Agile methods address this problem by keeping development
cycles very short. They also tend to foster short-term
thinking, but if you can avoid that trap, and keep your
team members as loosely coupled as possible, schedule-wise,
without losing effective communication and coordination,
having frequent (like 2 week) release cycles will flatten
out those humps and raise the mean productivity significantly.
So says my personal experience. Pundits may differ.
-I like my women like I like my tea: green-
Let me explain: When a new project starts, those involved will come up with all kinds of technical problems to be addressed. Some of these may even seem like show-stoppers. Upper management will want these problems to be solved before allowing the project to move forward.
Project managers and engineers have 2 choices: put the project on hold and work on solutions to the problems, or put the problems on hold and get a prototype of the project working. We all know what happens when you put the project on hold: nothing. If you go ahead and do what you know you have to do to get the prototype working, miracles occur! Many of the so-called problems turn out not to be problems at all. Or some clever engineer just solves the problem while working on the prototype. Or new problems, much worse than the original ones, are found and can be addressed now that they're known.
Which kind of project do you want to be working on?
[place clever signature here]
- collect data that will improve the software code.
...
- rework the code.
- work on multiple things/ problems at the same time and apply a multi-threading development style.
- go out and interact with others to decide the next logical 'do what you have to do' step.
- relax and wait until stress level is high enough.
This list looks quite useful to me. For my own project (hardware simulation), it seems that the logical thing to do would be to go out and ask either a beta user or a fellow developer for early feedback.This includes reading books, surfing the web,
For example writing documentation, throw away/rewrite, use shorter development cycles and early releases.
This is when I'm productive. I'm excited about what I'm doing. I'm really into it. I don't know how to explain it otherwise. The funny thing is that I can go from one moment being totally unexcited and the next moment really wanting to work.
I work by myself at home on software for my own company, so I have no deadlines, except those imposed by my desire to eat.
There are sometimes (usually late at night) when I'm tremendously productive. Then other times, where I have to force myself to work.
The thing is, I don't know the magic that makes me "really on". And I do know that it is probably better for me *not* to be working when I'm not in that condition. I also think there is a limited amout of time you can be in that state; one must have downtime.
And of course, its probably true that I'm "really on" only about 20% of the time, but I have not kept track. That would be interesting to do... And also track how much time I spend working when I'm not interested.
http://www.controlchaos.com, Home Page Good overview.
You don't mean this as a general rule? ADD people shouldn't be the kind gravitating to sitting still on chairs for long hours? Or?
Karma: Excellent (My Karma? I wish...:-( )
There's a bunch of stuff I do when trying to remain productive but without the immediate inspiration.
/., IRC, IM, dilbert, userfriendly etc. exist ?

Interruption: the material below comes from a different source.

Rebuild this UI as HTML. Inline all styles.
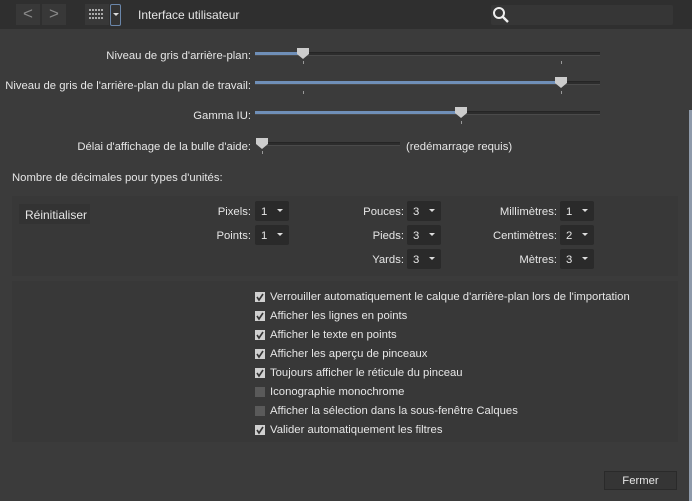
<!DOCTYPE html><html><head><meta charset="utf-8"><style>
*{box-sizing:border-box;margin:0;padding:0}
body{width:692px;height:501px;background:#3b3b3b;font-family:"Liberation Sans",sans-serif;font-size:11.3px;color:#e6e6e6;position:relative;overflow:hidden}
.a{position:absolute}
.top{left:0;top:0;width:692px;height:29px;background:#2f2f2f}
.lbl{position:absolute;text-align:right;white-space:nowrap}
.track{position:absolute;height:4px;border-top:1px solid #252525;border-bottom:1px solid #4a4a4a;background:#2c2c2c}
.fill{position:absolute;height:3px;background:#6f8fb8}
.thumb{position:absolute;width:12px;height:11px}
.tick{position:absolute;width:1px;height:3px;background:#999}
.dd{position:absolute;width:34px;height:20px;background:#2a2a2a;border-radius:2px;padding:5px 0 0 6px;color:#e8e8e8}
.dd:after{content:"";position:absolute;right:6px;top:8px;border:3px solid transparent;border-top:3px solid #ddd}
.cb{position:absolute;left:255px;width:10px;height:10px;background:#5a5a5a}
.cb.on{background:#d0d0d0}
.cbt{position:absolute;left:270px;white-space:nowrap}
.ck{position:absolute;left:0;top:0}
</style></head><body>
<div class="a top"></div>
<div class="a" style="left:16px;top:4px;width:24px;height:21px;background:#383838;color:#888;font-size:17px;text-align:center;line-height:19px">&lt;</div>
<div class="a" style="left:42px;top:4px;width:24px;height:21px;background:#383838;color:#888;font-size:17px;text-align:center;line-height:19px">&gt;</div>
<div class="a" style="left:85px;top:4px;width:24px;height:21px;background:#383838"></div>
<svg class="a" style="left:89px;top:9px" width="16" height="12"><g fill="#aaa"><rect x="0" y="0" width="2" height="2"/><rect x="3" y="0" width="2" height="2"/><rect x="6" y="0" width="2" height="2"/><rect x="9" y="0" width="2" height="2"/><rect x="12" y="0" width="2" height="2"/><rect x="0" y="4" width="2" height="2"/><rect x="3" y="4" width="2" height="2"/><rect x="6" y="4" width="2" height="2"/><rect x="9" y="4" width="2" height="2"/><rect x="12" y="4" width="2" height="2"/><rect x="0" y="8" width="2" height="2"/><rect x="3" y="8" width="2" height="2"/><rect x="6" y="8" width="2" height="2"/><rect x="9" y="8" width="2" height="2"/><rect x="12" y="8" width="2" height="2"/></g></svg>
<div class="a" style="left:110px;top:4px;width:11px;height:22px;border:1px solid #6a86aa;border-radius:2px;background:#333"></div>
<div class="a" style="left:113px;top:13px;border:3px solid transparent;border-top:3px solid #ddd"></div>
<div class="a" style="left:138px;top:8px;font-size:12px">Interface utilisateur</div>
<div class="a" style="left:491px;top:5px;width:182px;height:20px;background:#363636;border-radius:2px"></div>
<svg class="a" style="left:492px;top:6px" width="18" height="18"><circle cx="7" cy="7" r="5" stroke="#eee" stroke-width="2" fill="none"/><line x1="11" y1="11" x2="16" y2="16" stroke="#eee" stroke-width="2.4"/></svg>
<div class="a" style="left:689px;top:110px;width:3px;height:391px;background:#8e9aaa"></div>

<div class="lbl" style="right:441px;top:50px">Niveau de gris d'arrière-plan:</div>
<div class="track" style="left:255px;top:52px;width:345px"></div><div class="fill" style="left:255px;top:52px;width:48px"></div>
<svg class="thumb" style="left:297px;top:48px"><path d="M0 0H12V6L6 11L0 6Z" fill="#ccc"/></svg><div class="tick" style="left:303px;top:61px"></div><div class="tick" style="left:561px;top:61px"></div>

<div class="lbl" style="right:441px;top:80px">Niveau de gris de l'arrière-plan du plan de travail:</div>
<div class="track" style="left:255px;top:81px;width:345px"></div><div class="fill" style="left:255px;top:81px;width:306px"></div>
<svg class="thumb" style="left:555px;top:77px"><path d="M0 0H12V6L6 11L0 6Z" fill="#ccc"/></svg><div class="tick" style="left:561px;top:91px"></div><div class="tick" style="left:303px;top:91px"></div>

<div class="lbl" style="right:441px;top:110px">Gamma IU:</div>
<div class="track" style="left:255px;top:111px;width:345px"></div><div class="fill" style="left:255px;top:111px;width:206px"></div>
<svg class="thumb" style="left:455px;top:107px"><path d="M0 0H12V6L6 11L0 6Z" fill="#ccc"/></svg><div class="tick" style="left:461px;top:121px"></div>

<div class="lbl" style="right:441px;top:141px">Délai d'affichage de la bulle d'aide:</div>
<div class="track" style="left:258px;top:142px;width:142px"></div>
<svg class="thumb" style="left:256px;top:138px"><path d="M0 0H12V6L6 11L0 6Z" fill="#ccc"/></svg><div class="tick" style="left:262px;top:151px"></div>
<div class="a" style="left:406px;top:141px">(redémarrage requis)</div>

<div class="a" style="left:12px;top:172px">Nombre de décimales pour types d'unités:</div>
<div class="a" style="left:12px;top:196px;width:666px;height:80px;background:#383838"></div>
<div class="a" style="left:19px;top:204px;width:71px;height:20px;background:#333;padding:4px 0 0 6px;font-size:12px">Réinitialiser</div>
<div class="lbl" style="right:441px;top:206px">Pixels:</div><div class="dd" style="left:255px;top:201px">1</div>
<div class="lbl" style="right:441px;top:230px">Points:</div><div class="dd" style="left:255px;top:225px">1</div>
<div class="lbl" style="right:288px;top:206px">Pouces:</div><div class="dd" style="left:407px;top:201px">3</div>
<div class="lbl" style="right:288px;top:230px">Pieds:</div><div class="dd" style="left:407px;top:225px">3</div>
<div class="lbl" style="right:288px;top:254px">Yards:</div><div class="dd" style="left:407px;top:249px">3</div>
<div class="lbl" style="right:135px;top:206px">Millimètres:</div><div class="dd" style="left:560px;top:201px">1</div>
<div class="lbl" style="right:135px;top:230px">Centimètres:</div><div class="dd" style="left:560px;top:225px">2</div>
<div class="lbl" style="right:135px;top:254px">Mètres:</div><div class="dd" style="left:560px;top:249px">3</div>

<div class="a" style="left:12px;top:281px;width:666px;height:161px;background:#383838"></div>
<div class="cb on" style="top:292px"><svg class="ck" width="10" height="10"><path d="M2 5L4 8L8 2" stroke="#333" stroke-width="1.6" fill="none"/></svg></div><div class="cbt" style="top:291px">Verrouiller automatiquement le calque d'arrière-plan lors de l'importation</div>
<div class="cb on" style="top:311px"><svg class="ck" width="10" height="10"><path d="M2 5L4 8L8 2" stroke="#333" stroke-width="1.6" fill="none"/></svg></div><div class="cbt" style="top:310px">Afficher les lignes en points</div>
<div class="cb on" style="top:330px"><svg class="ck" width="10" height="10"><path d="M2 5L4 8L8 2" stroke="#333" stroke-width="1.6" fill="none"/></svg></div><div class="cbt" style="top:329px">Afficher le texte en points</div>
<div class="cb on" style="top:349px"><svg class="ck" width="10" height="10"><path d="M2 5L4 8L8 2" stroke="#333" stroke-width="1.6" fill="none"/></svg></div><div class="cbt" style="top:348px">Afficher les aperçu de pinceaux</div>
<div class="cb on" style="top:368px"><svg class="ck" width="10" height="10"><path d="M2 5L4 8L8 2" stroke="#333" stroke-width="1.6" fill="none"/></svg></div><div class="cbt" style="top:367px">Toujours afficher le réticule du pinceau</div>
<div class="cb" style="top:387px"></div><div class="cbt" style="top:386px">Iconographie monochrome</div>
<div class="cb" style="top:406px"></div><div class="cbt" style="top:405px">Afficher la sélection dans la sous-fenêtre Calques</div>
<div class="cb on" style="top:425px"><svg class="ck" width="10" height="10"><path d="M2 5L4 8L8 2" stroke="#333" stroke-width="1.6" fill="none"/></svg></div><div class="cbt" style="top:424px">Valider automatiquement les filtres</div>

<div class="a" style="left:604px;top:471px;width:73px;height:19px;background:#353535;border:1px solid #2a2a2a;text-align:center;padding-top:3px">Fermer</div>
</body></html>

- Refactor. Look at my work to date, and see if there are things I could improve without adding new features or changing the external behaviour. Refactoring steps should take a fairly short time - it usually takes me around 30 minutes to make a "normal" improvement. I often get a flash of inspiration during that time, so once I've finished the refactoring I have something new to move on to.
- I believe very strongly in using test driven design (there's a book by Kent Beck on the topic which I recommend). When I'm stuck, I like to create additional unit tests for functionality I know I'm going to be implementing in the next day or so. Doing so exposes new ideas and insights, usually enough to get me back to coding the business functionality. You could argue that test driven development is a very strong antidote for the malaise you describe because it forces you, the programmer, to create many micro-tasks (unit tests) and complete them several times every day.
- Browse the books that seem to inspire me to write better solutions : Design Patterns (Gamma, Helm, Vlissides, Johnson), Agile Software Development (Robert Martin). Usually I recognize something appropriate to my current project, and get inspired to improve it...
- Code reviews : get someone to review my code, review someone else's code. Fresh eyes, new ideas, the joy of communication....It's really easy to get bogged down in the detail of my current project. I like being able to look over the parapet and remind myself of the bigger picture, but in the most concrete way - by looking at the code.
- Hey, why else does
It's all very well in practice, but it will never work in theory.
As a programmer, I know what you mean. But I don't think it's unique to programming.
Take photography, for example. How many photographs does a professional photographer publish a week/month/year? Far less than the number of exposures he makes -- probably far less than 20% of that, even. Ansel Adams, I believe, once said that the most valuable tool in his darkroom was the trash can. Writing a lot of code is great, especially if it means you get better at knowing what to ship and what to trash.
This is one reason why I like open-source. If I feel I'm not being productive with my program, I can go find some other program that's interesting to me and hack on that for a while. Perhaps somebody will return the favor. I think it was Alan Kay or Bill Joy who said something like, "the best innovation happens elsewhere!"
The sooner you get behind, the more time you have to catch up. A motto to live by!
Faster, better, cheaper; pick any two.
No matter how well planned a project is, it turns out that true progress is only made at very few points over the entire project lifetime.
Yeah, progress only happens when the boss is not sticking his/her ignorant capricous fingers into the pie.